As a kid we had a small side track in my home town farming community in texas, lot of freight trains, had small depot,with morgan mistletoe and a few other operating off the docks. 3 times a week a passenger train would streak through dont know where it cam from, but never stopped big shiny cars could see people in dining cars ect. was all exciting. Had some wind up trains as toys wish had them now!! Any when youngest grand son came along he spotted the trains that run just west of my home maybe 1/2 blk and hecould here it coming 4 miles away at snyder,ok, and would run tothe door and holler train pa,and we wouldgoout and watch it go by. he is crazy about trains, and he has ridden several times on the special train that comes to town every summer for town celebration.So from there we now have our own train, andhe is really getting into it and wants to build and learn, so we are learning together.:thumbsup:


----------



## pookybear (Feb 3, 2011)

Easy,

The real thing costs too much and takes way to much space. 

Pookybear


----------



## flyvemaskin (Nov 19, 2011)

I model tha old Sante Fe and have done so since the late 70's. I was married with kids when I got interested in trains. Living in a 10X50 trailer early in my life, I had little room so it was N scale, and I'm still in N scale. 
I've railfaned the SF from Gallup, NM to Flagstaff, AZ. Spent a lot of time at Diablo Canyon and the Winslow, AZ yard. The SF is, or was about an hour drive from where I lived, and Winslow was one and one half hours, another hour on to Flagstaff. This railfaning the SF is why I model it and love the SF. When it turned into the BNSF, the Burlington Northern people were and are not railfan friendly, I lost a lot of places I once took pictures from. These people were rude, and there was no talking to them, unlike the SF folks. So the Sante Fe is my favorite road, also like the paint schemes they used.


----------



## jzrouterman (Nov 27, 2010)

flyvemaskin said:


> When it turned into the BNSF, the Burlington Northern people were and are not railfan friendly, I lost a lot of places I once took pictures from. These people were rude, and there was no talking to them, unlike the SF folks. So the Sante Fe is my favorite road, also like the paint schemes they used.

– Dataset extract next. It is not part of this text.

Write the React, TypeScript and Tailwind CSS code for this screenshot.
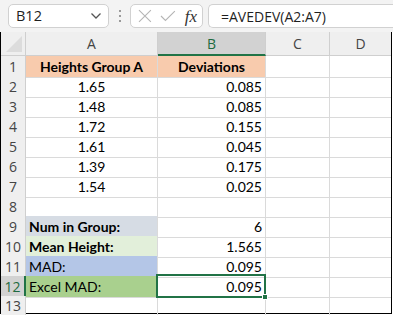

Because of all the terroristic threats going around from time to time, here in Georgia if one wants to take photos of the Norfolk Southern trains or the operations, one MUST have a permit before doing so. At some places, even standing along side and watching is frowned upon. The sheriff will drive up and ask what you're doing and then ask for your permit. If one doesn't have one, law enforcement can and have hauled violators to jail. I don't know if it's the same with CSX railway here or not.

Routerman


----------



## flyvemaskin (Nov 19, 2011)

And some folks think we live in a free country still....................not so. Sure is sad. I got pushed around for standing on the outside of the fence along the BNSF tracks, on public land. We had quite an arguement over rights that day. A few minutes later the BNSF people got stuck in a mud puddle in their pickup, then had the gaul to ask me to pull em out. I didn't, told em I could be sued if I broke something on their pickup. Funny as heck. I laughed all the way home that day.


----------



## Massey (Apr 16, 2011)

You guys that are getting pushed around by others when you are railfanning need to do a couple of things.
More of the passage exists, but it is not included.